The Parliamentary Panel has endorsed the proposed revamp of the Institute of Chartered Accountants of India (ICAI) and recommended putting an end to the statutory monopoly it enjoys over the accounting profession.
In the Lok Sabha, the Panel reported the Chartered Accountants, the Cost and Works Accountants and the Company Secretaries (Amendment) Bill, 2021. In its report, the Panel highlighted that the qualification and licensing of accountants in advanced countries such as the UK, USA and Canada are being done by multiple bodies, unlike in India. In India, the ICAI has a statutory monopoly over the whole profession.
The Panel stated that multiple bodies would promote healthy competition. The Indian government should consider setting up Institutes of Accounting (IIA), similar to the IITs and IIMs, further developing India’s accounting and finance profession. The report also noted that the scope remains limited for improving the quality and competency of the profession when it is under one body.
The Bill, introduced in the Lok Sabha in December 2021, proposed revamping the Board of Discipline and the Disciplinary Committee composition in these institutes. One of the recommendations proposed was that a non-member is brought in as the Presiding Officer of the Disciplinary Committee. The ICAI sought a re-look at this provision. However, a report by the Standing Committee on Finance has also endorsed the implementation of the Bill without any modification.
The Bill is viewed as a blow to these institutes as it takes away their disciplinary powers. As per the Bill, the Presiding Officer of the Disciplinary Committee will no longer be the president of these bodies but instead be a non-member of the institutes. The current disciplinary committee comprises five members, where three are institute nominees and include the president. The remaining two are government nominees.
The revamped Bill has proposed a shift to two institute members and three non-members.
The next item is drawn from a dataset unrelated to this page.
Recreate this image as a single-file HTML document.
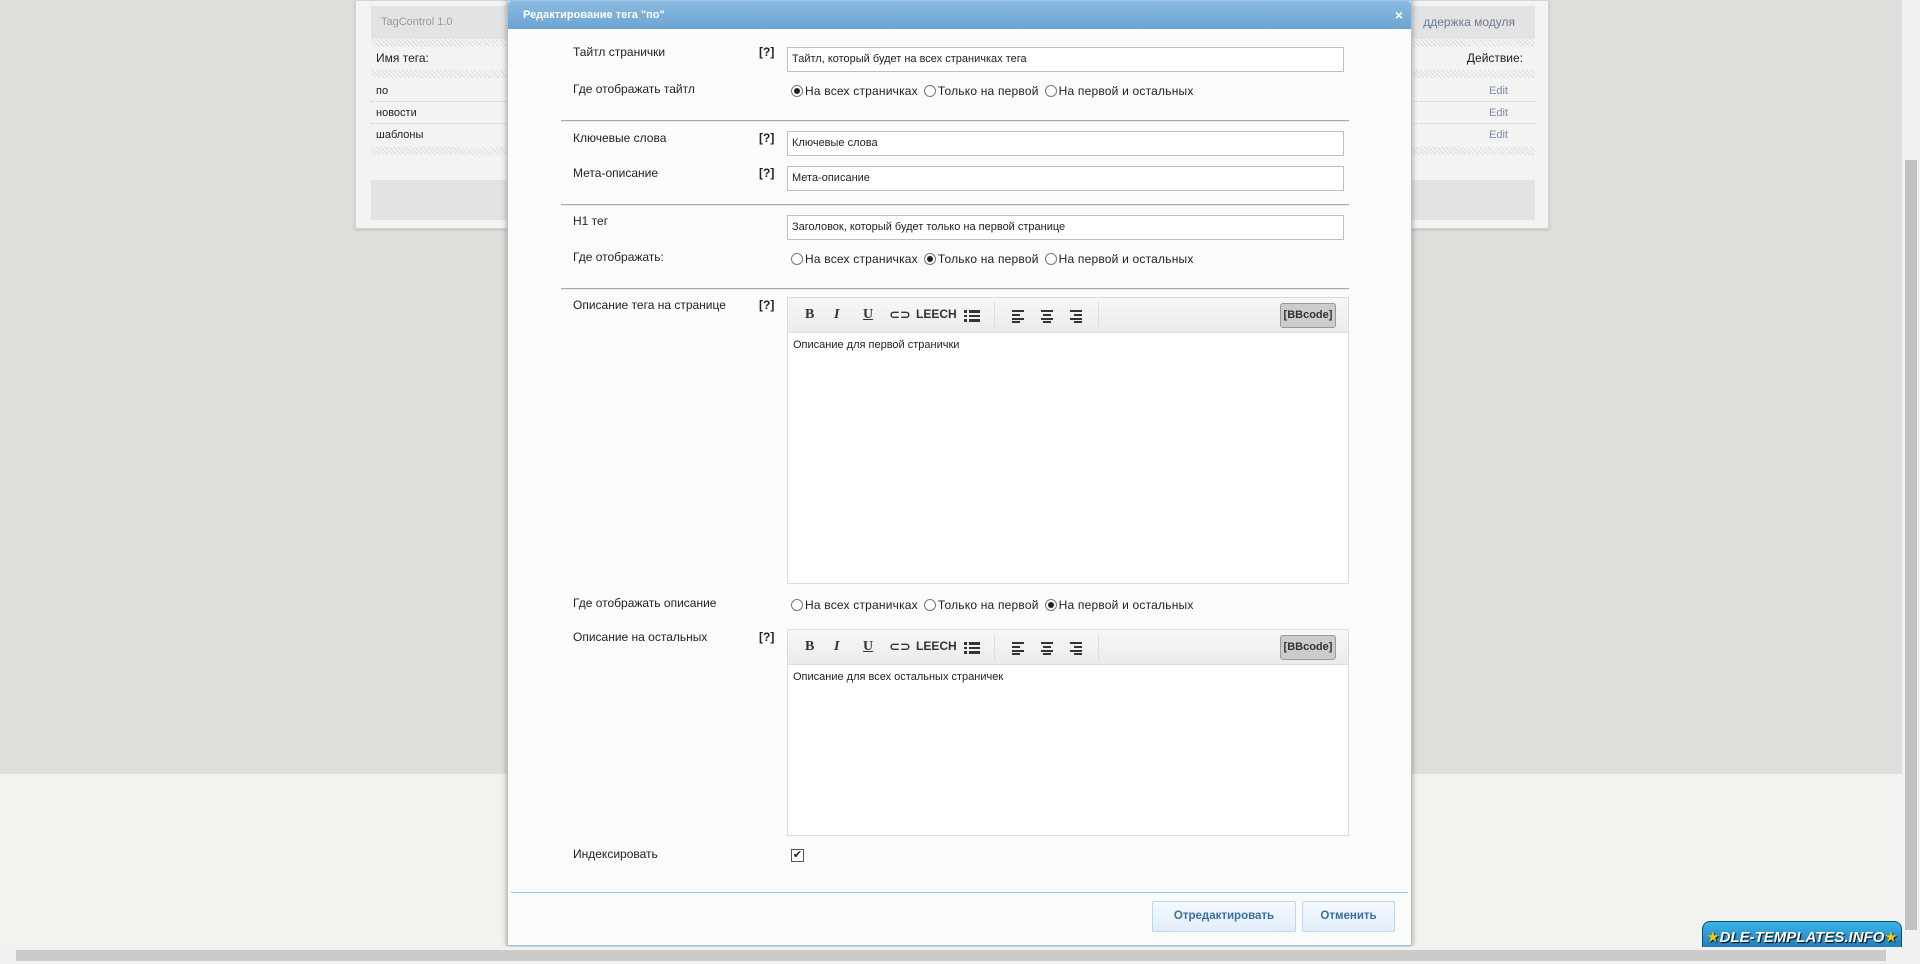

Further, it states that the government appoints the presiding officer. The only saving grace is that it allows the selection of the Presiding Officer from a Panel that the council of the institutes has recommended.
The Panel feels that the autonomy and independence of the professional institutes should not be interfered with unnecessarily. However, the integrity associated with financial reporting cannot be diminished as it reflects the entire country’s business standards and financial robustness. This tabling of the Panel report will pave the way for the government to enact the proposed Bill and revamp the disciplinary mechanism of the three institutes.